L’argent, une invention diabolique
©Julie Artacho
Par : Anny Lemire
Si votre maison pouvait parler, que dirait-elle? Serait-elle plutôt émotive et chétive ou agressive et costaude? Vous témoignerait-elle amour et compassion ou haine et insensibilité? Dans le même ordre d’idées, que pourrait-il se produire lorsqu’une maison est prise d’une telle haine qu’elle décide de s’abandonner à des pulsions meurtrières?

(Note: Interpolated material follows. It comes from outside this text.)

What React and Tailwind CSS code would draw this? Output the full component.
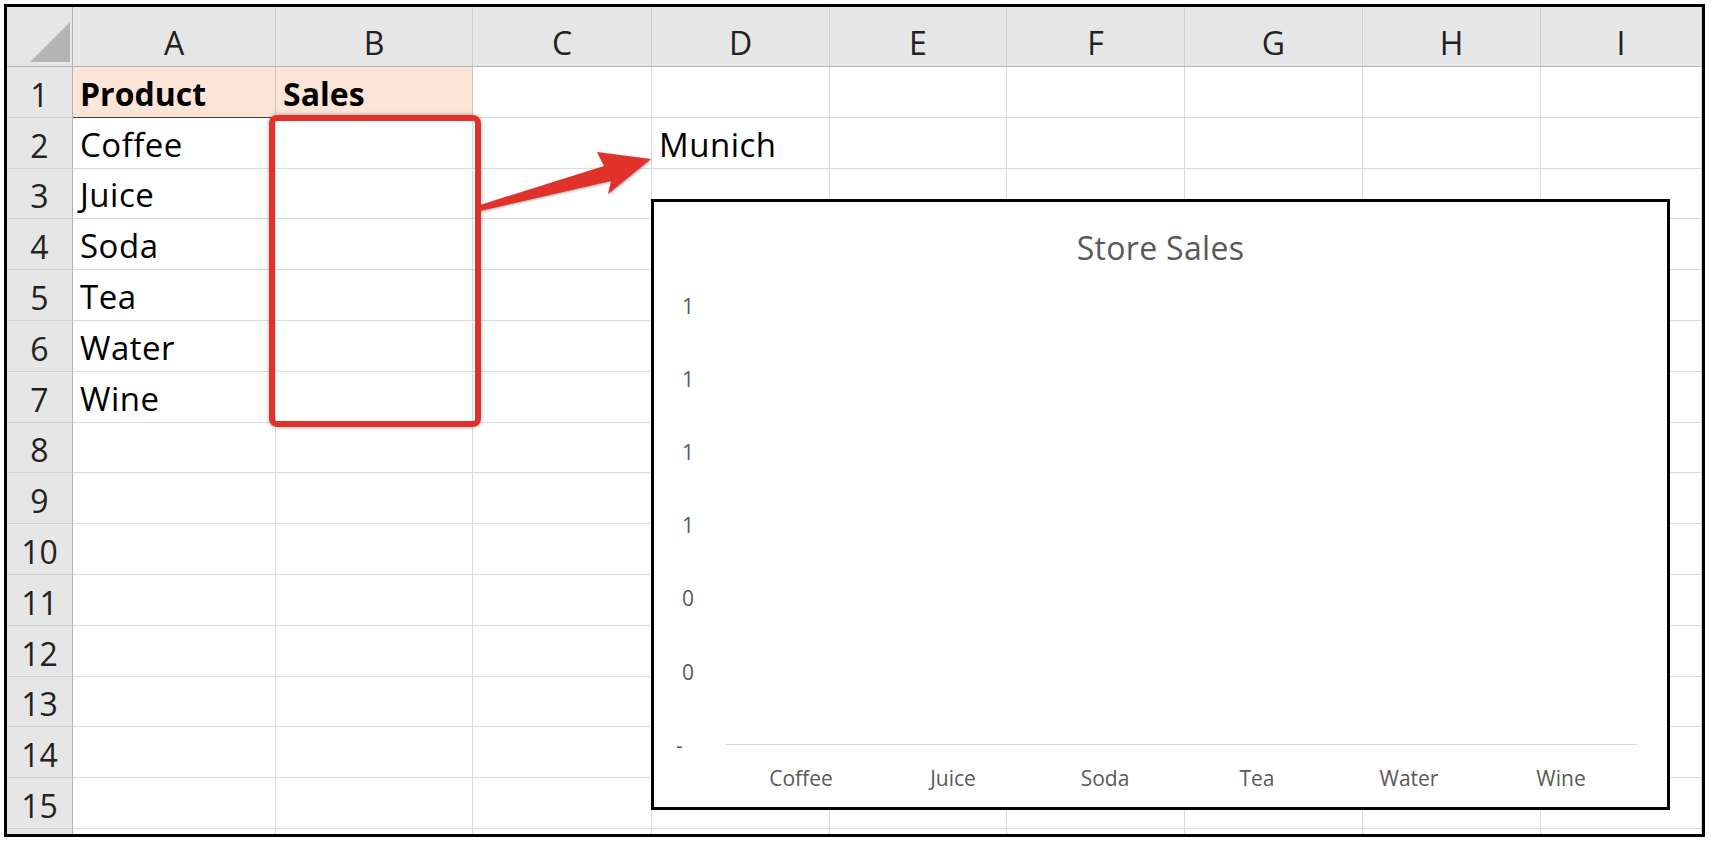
import React from 'react';

const columns = [
  { letter: 'A', width: 'w-[203px]' },
  { letter: 'B', width: 'w-[197px]' },
  { letter: 'C', width: 'w-[179px]' },
  { letter: 'D', width: 'w-[178px]' },
  { letter: 'E', width: 'w-[177px]' },
  { letter: 'F', width: 'w-[178px]' },
  { letter: 'G', width: 'w-[178px]' },
  { letter: 'H', width: 'w-[178px]' },
  { letter: 'I', width: 'flex-1' },
];

// cell contents keyed by "col+row"
const cells = {
  A1: { text: 'Product', bold: true },
  B1: { text: 'Sales', bold: true },
  A2: { text: 'Coffee' },
  A3: { text: 'Juice' },
  A4: { text: 'Soda' },
  A5: { text: 'Tea' },
  A6: { text: 'Water' },
  A7: { text: 'Wine' },
  D2: { text: 'Munich' },
};

const rows = Array.from({ length: 15 }, (_, i) => i + 1);
const categories = ['Coffee', 'Juice', 'Soda', 'Tea', 'Water', 'Wine'];
const axisLabels = ['1', '1', '1', '1', '0', '0', '-'];

const font = { fontFamily: '"Open Sans", "Noto Sans", sans-serif' };

const Chart = () => (
  <div className="absolute left-[644px] top-[192px] w-[1019px] h-[611px] border-[3px] border-black bg-white flex flex-col text-[#595959]">
    <div className="h-[67px] pt-[28px] text-center text-[32px] leading-[36px] tracking-[0.3px]">Store Sales</div>
    <div className="flex flex-1">
      <div className="w-[71px] flex flex-col">
        {axisLabels.map((label, i) => (
          <div
            key={i}
            className={`h-[73.2px] flex items-center text-[21px] leading-[24px] ${label === '-' ? 'pl-[22px]' : 'pl-[28px]'}`}
          >
            {label}
          </div>
        ))}
      </div>
      <div className="flex-1 mr-[30px] flex flex-col">
        <div className="h-[475px]"></div>
        <div className="border-t border-[#d9d9d9] grid grid-cols-6 pt-[19px]">
          {categories.map((c) => (
            <div key={c} className="text-center text-[21px] leading-[28px]">{c}</div>
          ))}
        </div>
      </div>
    </div>
  </div>
);

const App = () => {
  return (
    <div className="w-[1713px] h-[843px] bg-white pt-[4px] pl-[4px]" style={font}>
      <div className="relative w-[1701px] h-[833px] border-[3px] border-black overflow-hidden flex flex-col text-black">

        {/* COLUMN HEADERS */}
        <div className="flex h-[60px] shrink-0 bg-[#e6e6e6] border-b border-[#b4b4b4]">
          <div className="w-[66px] border-r border-[#b4b4b4] relative">
            <svg className="absolute left-0 top-0" width="66" height="60" viewBox="0 0 66 60">
              <polygon points="23,55 63,55 63,15" fill="#b4b4b4" />
            </svg>
          </div>
          {columns.map((col) => (
            <div
              key={col.letter}
              className={`${col.width} border-r border-[#d0d0d0] flex items-end justify-center pb-[7px] text-[32px] leading-[32px] text-[#222]`}
            >
              {col.letter}
            </div>
          ))}
        </div>

        {/* ROWS */}
        {rows.map((r) => (
          <div key={r} className="flex h-[50.8px] shrink-0">
            <div className="w-[66px] bg-[#e6e6e6] border-r border-b border-r-[#b4b4b4] border-b-[#d0d0d0] flex items-end justify-center pb-[6px] text-[32px] leading-[32px] text-[#222]">
              {r}
            </div>
            {columns.map((col) => {
              const cell = cells[`${col.letter}${r}`];
              const header = r === 1 && (col.letter === 'A' || col.letter === 'B');
              return (
                <div
                  key={col.letter}
                  className={`${col.width} border-r border-b flex items-end pl-[7px] pb-[7px] leading-[32px] whitespace-nowrap ${
                    header ? 'bg-[#fce4d6] border-r-[#d6c2b6] border-b-[#404040]' : 'border-[#dadada]'
                  } ${cell?.bold ? 'font-bold text-[32px]' : 'text-[33px] tracking-[0.5px]'}`}
                >
                  {cell?.text}
                </div>
              );
            })}
          </div>
        ))}

        {/* partial row 16 */}
        <div className="flex flex-1">
          <div className="w-[66px] bg-[#e6e6e6] border-r border-[#b4b4b4]"></div>
          {columns.map((col) => (
            <div key={col.letter} className={`${col.width} border-r border-[#dadada]`}></div>
          ))}
        </div>

        {/* RED SELECTION BOX */}
        <div className="absolute left-[262px] top-[108px] w-[212px] h-[312px] border-[6px] border-[#e0322b] rounded-[8px] shadow-[0_0_4px_rgba(0,0,0,0.35)]"></div>

        {/* ARROW */}
        <svg className="absolute left-[463px] top-[133px]" width="200" height="80" viewBox="470 140 200 80">
          <polygon
            points="480,205 604,166 597,152 651,159 608,194 611,181 480,211"
            fill="#e0322b"
            style={{ filter: 'drop-shadow(1px 1px 1px rgba(0,0,0,0.3))' }}
          />
        </svg>

        <Chart />
      </div>
    </div>
  );
};

export default App;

Le tout nouvel opus de Martine Desjardins répond à ces questionnements saugrenus. Mettant en vedette une maison possédant une personnalité propre, La chambre verte nous propose un délicieux récit à saveur gothique tournant autour de l’avarice et de la vengeance. Se déroulant au cœur de Mont-Royal (surnommée l’Enclave) dans le début des années 60, l’histoire s’ouvre sur un cadavre momifié dans une chambre forte. Déjà à partir de cet étrange épilogue, on présume que l’atmosphère sera particulièrement glauque.
En continuant la lecture, on rencontre la famille Delorme. La figure patriarcale, Louis-Dollard, est héritier de l’immense fortune de son défunt père (Prosper Delorme) qui a été acquise lors de bonnes négociations avec la compagnie Canadian Northern Railway au courant des années 10. Ayant été initié au bonheur de l’argent très tôt, Louis-Dollard s’éprend vite de ces bouts de papier à valeur marchande : il les vénère carrément. Se créant ainsi une religion tournant autour de l’argent et en consacrant sa vie à toujours en accumuler davantage. Quand la jeune Penny Sterling débarque dans la vie des Delorme, Louis-Dollard ne voit que la prétendue fortune qu’elle annonce. En effet, celle-ci prétend être la créatrice d’un jeu lui ayant rapporté un beau magot. Le patriarche de la famille se met alors en tête d’arranger un mariage entre son fils unique Vincent et la jeune Penny. Se munissant de l’aide de ses trois sœurs : Morula (qui adore se saouler à l’essence de vanille), Gastrula et Blastula ainsi que celle de sa femme Estelle, il essaie de trouver le point faible de cette nouvelle venue, celui qui lui permettra de la convaincre que Vincent est le bon homme pour elle, et ainsi donc empocher la fortune de la jeune femme.
Penny garde cependant un secret terrible et pourrait s’avérer plus étonnante qu’à première vue.
© Courtoisie
Ce roman se lit d’un trait. Les personnages tous aussi perturbants les uns que les autres s’absorbent avec plaisir, et les gentils nous font fondre le cœur. J’ai un coup de cœur tout particulier pour le couple Estelle et Louis-Dollard; leur avarice et leurs actions sans scrupules nourrissent les parties plus diaboliques à l’intérieur de moi, même si par moments, ils me répugnent totalement. En cours de lecture, on réalise que Vincent n’est en aucun point comme le reste de sa famille et qu’il ne veut rien savoir de la fortune familiale. Une belle morale sur la société de consommation d’après-guerre qui est encore une problématique aujourd’hui. L’intrigue est très bien tissée malgré la grandeur de celle-ci et nous mène à une finale explosive. L’auteure a également très bien intégré les descriptions de la ville ainsi que l’histoire ferroviaire de celle-ci. J’avais envie d’en lire plus sur la ville qui se voulait un projet de « cité modèle » dès 1910.
Courez vite vous le procurer chez votre libraire de quartier, au diable les dépenses!